Leopard weirdness
Christiaan Hofman
cmhofman at gmail.com
Tue Jun 10 10:11:34 PDT 2008
On 10 Jun 2008, at 5:44 PM, Jim Witte wrote:
>
> On Jun 6, 2008, at 10:51 AM, Christiaan Hofman wrote:
>> However, one has to do a direct hit on the text to start editing.
>> I also think that the need to click on the text is annoying
>> behavior. I'm not sure if it's a bug though
>
> I would say it's a bug, because users who don't click directly on
> the text could get a behavior they don't expect - although I don't
> have Leopard installed. Also, if the cell is empty, from the user's
> POV there is no 'text' in the cell, so no indication of where to
> click - the obvious click target for editing is anywhere in the cell
> as there is nothing preexisting to edit.

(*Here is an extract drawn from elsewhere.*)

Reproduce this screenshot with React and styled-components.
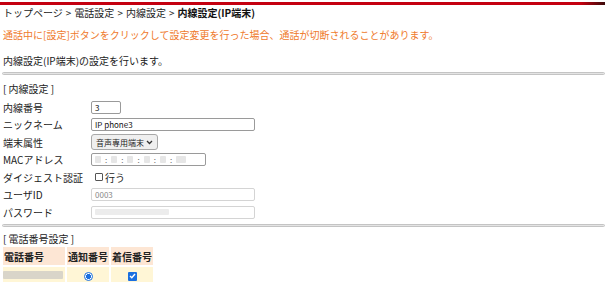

I did some testing, and I don't believe this is a bug (though you can
file a bug report and see what Apple says). The actual behavior for an
editable NSTextFieldCell is this:
- empty cell: double-click anywhere in the cell starts editing
- cell with text: double-click on the text always starts editing,
double-click outside the text calls the double-click action if
present, otherwise does nothing
This seems to me intended behavior, the point being that you can call
the double-click action by double-clicking an empty area in the cell,
unless there's text, in which case you want to be able to edit.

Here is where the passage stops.